Inspired by my friend Arielle’s near 90 days of straight Bikram Yoga, and with a desperate need to improve my flexibility if I’m going to master some of the more impressive floreios – pretty/acrobatic movements – in Capoeira, I signed up for a month’s trial at a local Bikram Yoga studio (below). I had no experience whatsoever with Yoga beyond playing as Dhalsim in Street Fighter II, so I was a little intimidated by the idea, especially as I had every intention of making the most of my $20 introductory offer and going every day for the first month.
Bikram Yoga is a formulaic class, lasting exactly 90 minutes and consisting of 26 poses performed in sequence. Whilst some people I’ve talked to complain about the lack of variety, as a beginner it was quickly reassuring that I knew what was coming next, and roughly how to do it, allowing me to focus more on the yoga and less on trying to work out how to contort my body to match those of the veterans in the front.
It takes place in a room heated to ~105°F/40°C with a humidity of 40%, which quickly loses its novelty and impact.
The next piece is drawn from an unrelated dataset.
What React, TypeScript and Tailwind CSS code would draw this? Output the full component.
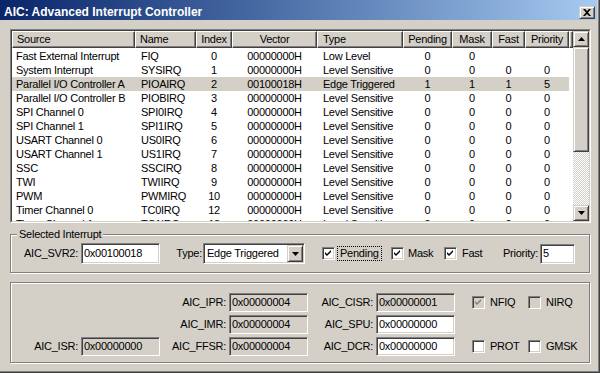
import React from "react"

type Row = {
  src: string
  name: string
  idx: string
  vec: string
  type: string
  p: string
  m: string
  f: string
  pr: string
  sel?: boolean
}

const rows: Row[] = [
  { src: "Fast External Interrupt", name: "FIQ", idx: "0", vec: "00000000H", type: "Low Level", p: "0", m: "0", f: "", pr: "" },
  { src: "System Interrupt", name: "SYSIRQ", idx: "1", vec: "00000000H", type: "Level Sensitive", p: "0", m: "0", f: "0", pr: "0" },
  { src: "Parallel I/O Controller A", name: "PIOAIRQ", idx: "2", vec: "00100018H", type: "Edge Triggered", p: "1", m: "1", f: "1", pr: "5", sel: true },
  { src: "Parallel I/O Controller B", name: "PIOBIRQ", idx: "3", vec: "00000000H", type: "Level Sensitive", p: "0", m: "0", f: "0", pr: "0" },
  { src: "SPI Channel 0", name: "SPI0IRQ", idx: "4", vec: "00000000H", type: "Level Sensitive", p: "0", m: "0", f: "0", pr: "0" },
  { src: "SPI Channel 1", name: "SPI1IRQ", idx: "5", vec: "00000000H", type: "Level Sensitive", p: "0", m: "0", f: "0", pr: "0" },
  { src: "USART Channel 0", name: "US0IRQ", idx: "6", vec: "00000000H", type: "Level Sensitive", p: "0", m: "0", f: "0", pr: "0" },
  { src: "USART Channel 1", name: "US1IRQ", idx: "7", vec: "00000000H", type: "Level Sensitive", p: "0", m: "0", f: "0", pr: "0" },
  { src: "SSC", name: "SSCIRQ", idx: "8", vec: "00000000H", type: "Level Sensitive", p: "0", m: "0", f: "0", pr: "0" },
  { src: "TWI", name: "TWIIRQ", idx: "9", vec: "00000000H", type: "Level Sensitive", p: "0", m: "0", f: "0", pr: "0" },
  { src: "PWM", name: "PWMIRQ", idx: "10", vec: "00000000H", type: "Level Sensitive", p: "0", m: "0", f: "0", pr: "0" },
  { src: "Timer Channel 0", name: "TC0IRQ", idx: "12", vec: "00000000H", type: "Level Sensitive", p: "0", m: "0", f: "0", pr: "0" },
  { src: "Timer Channel 1", name: "TC1IRQ", idx: "13", vec: "00000000H", type: "Level Sensitive", p: "0", m: "0", f: "0", pr: "0" },
]

// win2000 bevels
const sunken =
  "border border-t-[#808080] border-l-[#808080] border-r-white border-b-white shadow-[inset_1px_1px_0_#404040,inset_-1px_-1px_0_#d4d0c8]"
const button =
  "border border-t-[#d4d0c8] border-l-[#d4d0c8] border-r-[#404040] border-b-[#404040] shadow-[inset_1px_1px_0_#fff,inset_-1px_-1px_0_#808080]"
const headCell =
  "h-[17px] leading-[15px] border border-t-white border-l-white border-r-[#404040] border-b-[#404040] shadow-[inset_-1px_-1px_0_#808080] bg-[#d4d0c8] whitespace-nowrap overflow-hidden"
const etched = "border border-[#808080] shadow-[inset_1px_1px_0_#fff,1px_1px_0_#fff]"

function Check({ checked, disabled }: { checked?: boolean; disabled?: boolean }) {
  return (
    <span
      className={`w-[13px] h-[13px] shrink-0 flex items-center justify-center ${sunken} ${
        disabled ? "bg-[#d4d0c8]" : "bg-white"
      }`}
    >
      {checked && (
        <svg width="7" height="7" viewBox="0 0 7 7">
          <path d="M0 2L2 4L6 0V2L2 6L0 4Z" fill={disabled ? "#808080" : "#000"} />
        </svg>
      )}
    </span>
  )
}

function Field({ value, gray, className }: { value: string; gray?: boolean; className: string }) {
  return (
    <div className={`${className} ${sunken} ${gray ? "bg-[#d4d0c8]" : "bg-white"} pl-[2px] flex items-center`}>
      {value}
    </div>
  )
}

function Arrow({ down }: { down?: boolean }) {
  return (
    <svg width="7" height="4" viewBox="0 0 7 4">
      <path d={down ? "M0 0H7L3.5 4Z" : "M0 4H7L3.5 0Z"} fill="#000" />
    </svg>
  )
}

function RegField({ label, value, gray }: { label: string; value: string; gray?: boolean }) {
  return (
    <>
      <span>{label}</span>
      <Field value={value} gray={gray} className="ml-[3px] w-[79px] h-[19px]" />
    </>
  )
}

export default function App() {
  return (
    <div className="w-[600px] h-[373px] bg-[#d4d0c8] text-black text-[11px] tracking-[-0.25px] font-['Liberation_Sans',Arial,sans-serif] shadow-[inset_-1px_-1px_0_#404040,inset_-2px_-2px_0_#808080] overflow-hidden select-none">
      {/* title bar */}
      <div className="w-[597px] h-[20px] flex items-start justify-between bg-gradient-to-r from-[#0a246a] to-[#a6caf0]">
        <span className="pl-[4px] pt-[5px] leading-[14px] text-[12px] font-bold tracking-normal text-white">
          AIC: Advanced Interrupt Controller
        </span>
        <div className={`mt-[6px] mr-[2px] w-[16px] h-[13px] bg-[#d4d0c8] ${button} flex items-center justify-center`}>
          <svg width="8" height="7" viewBox="0 0 8 7">
            <path d="M0 0H2L4 2L6 0H8L5 3.5L8 7H6L4 5L2 7H0L3 3.5Z" fill="#000" />
          </svg>
        </div>
      </div>

      <div className="pl-[10px] pt-[9px]">
        {/* list view */}
        <div className="w-[581px] h-[194px] border border-t-[#808080] border-l-[#808080] border-r-white border-b-white">
          <div className="w-full h-full border border-t-[#404040] border-l-[#404040] border-r-[#d4d0c8] border-b-[#d4d0c8] bg-white flex">
            <div className="w-[561px] h-full overflow-hidden">
              <div className="flex">
                <div className={`w-[123px] pl-[4px] ${headCell}`}>Source</div>
                <div className={`w-[61px] pl-[4px] ${headCell}`}>Name</div>
                <div className={`w-[36px] text-center ${headCell}`}>Index</div>
                <div className={`w-[85px] text-center ${headCell}`}>Vector</div>
                <div className={`w-[86px] pl-[5px] ${headCell}`}>Type</div>
                <div className={`w-[49px] text-center ${headCell}`}>Pending</div>
                <div className={`w-[40px] text-center ${headCell}`}>Mask</div>
                <div className={`w-[33px] text-center ${headCell}`}>Fast</div>
                <div className={`w-[44px] text-center ${headCell}`}>Priority</div>
                <div className={`flex-1 ${headCell}`}></div>
              </div>
              <div className="pt-[1px]">
                {rows.map((r) => (
                  <div
                    key={r.idx}
                    className={`w-[557px] h-[14px] leading-[14px] flex whitespace-nowrap ${r.sel ? "bg-[#d4d0c8]" : ""}`}
                  >
                    <div className="w-[123px] pl-[4px]">{r.src}</div>
                    <div className="w-[61px] pl-[6px]">{r.name}</div>
                    <div className="w-[36px] text-center">{r.idx}</div>
                    <div className="w-[85px] text-center">{r.vec}</div>
                    <div className="w-[86px] pl-[6px]">{r.type}</div>
                    <div className="w-[49px] text-center">{r.p}</div>
                    <div className="w-[40px] text-center">{r.m}</div>
                    <div className="w-[33px] text-center">{r.f}</div>
                    <div className="w-[44px] text-center">{r.pr}</div>
                  </div>
                ))}
              </div>
            </div>
            {/* scrollbar */}
            <div className="w-[16px] h-full flex flex-col">
              <div className={`h-[16px] bg-[#d4d0c8] ${button} flex items-center justify-center`}>
                <Arrow />
              </div>
              <div className={`h-[105px] bg-[#d4d0c8] ${button}`}></div>
              <div className="flex-1 bg-[repeating-conic-gradient(#fff_0%_25%,#d4d0c8_0%_50%)] bg-[length:2px_2px]"></div>
              <div className={`h-[16px] bg-[#d4d0c8] ${button} flex items-center justify-center`}>
                <Arrow down />
              </div>
            </div>
          </div>
        </div>

        {/* selected interrupt */}
        <div className={`relative mt-[11px] w-[580px] h-[39px] ${etched} flex items-center`}>
          <span className="absolute -top-[8px] left-[6px] px-[2px] bg-[#d4d0c8] leading-[14px]">
            Selected Interrupt
          </span>
          <span className="w-[67px] text-right">AIC_SVR2:</span>
          <Field value="0x00100018" className="ml-[3px] w-[79px] h-[21px]" />
          <span className="w-[42px] text-right">Type:</span>
          <div className={`ml-[1px] w-[102px] h-[21px] p-[1px] ${sunken} bg-white flex items-center`}>
            <span className="flex-1 pl-[2px] whitespace-nowrap">Edge Triggered</span>
            <div className={`w-[16px] h-full bg-[#d4d0c8] ${button} flex items-center justify-center`}>
              <Arrow down />
            </div>
          </div>
          <div className="ml-[17px] w-[69px] flex items-center">
            <Check checked />
            <span className="ml-[2px] px-[2px] leading-[13px] border border-dotted border-black">Pending</span>
          </div>
          <div className="w-[53px] flex items-center">
            <Check checked />
            <span className="ml-[4px]">Mask</span>
          </div>
          <div className="w-[59px] flex items-center">
            <Check checked />
            <span className="ml-[5px]">Fast</span>
          </div>
          <span className="w-[37px]">Priority:</span>
          <Field value="5" className="w-[35px] h-[20px]" />
        </div>

        {/* registers */}
        <div className={`mt-[9px] w-[580px] h-[81px] ${etched} pt-[10px] flex flex-col gap-[3px]`}>
          <div className="h-[19px] flex items-center">
            <div className="w-[149px]"></div>
            <div className="w-[148px] flex items-center justify-end">
              <RegField label="AIC_IPR:" value="0x00000004" gray />
            </div>
            <div className="w-[147px] flex items-center justify-end">
              <RegField label="AIC_CISR:" value="0x00000001" gray />
            </div>
            <div className="pl-[17px] flex items-center">
              <div className="w-[56px] flex items-center">
                <Check checked disabled />
                <span className="ml-[5px]">NFIQ</span>
              </div>
              <div className="flex items-center">
                <Check disabled />
                <span className="ml-[5px]">NIRQ</span>
              </div>
            </div>
          </div>
          <div className="h-[19px] flex items-center">
            <div className="w-[149px]"></div>
            <div className="w-[148px] flex items-center justify-end">
              <RegField label="AIC_IMR:" value="0x00000004" gray />
            </div>
            <div className="w-[147px] flex items-center justify-end">
              <RegField label="AIC_SPU:" value="0x00000000" />
            </div>
          </div>
          <div className="h-[19px] flex items-center">
            <div className="w-[149px] flex items-center justify-end">
              <RegField label="AIC_ISR:" value="0x00000000" gray />
            </div>
            <div className="w-[148px] flex items-center justify-end">
              <RegField label="AIC_FFSR:" value="0x00000004" gray />
            </div>
            <div className="w-[147px] flex items-center justify-end">
              <RegField label="AIC_DCR:" value="0x00000000" />
            </div>
            <div className="pl-[17px] flex items-center">
              <div className="w-[56px] flex items-center">
                <Check />
                <span className="ml-[5px]">PROT</span>
              </div>
              <div className="flex items-center">
                <Check />
                <span className="ml-[5px]">GMSK</span>
              </div>
            </div>
          </div>
        </div>
      </div>
    </div>
  )
}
On cold days I’d try and arrive a little earlier so I could bask in the heat before class began, and 90 minutes was enough to heat the core so much that walking back into the cold didn’t feel like hell frozen over. I lost a whole lot of fluids through sweating every class, but my cardio-vascular system was rarely strained; with only a few of the poses being intense enough to raise my heart-rate a strong focus on controlled breathing and calm.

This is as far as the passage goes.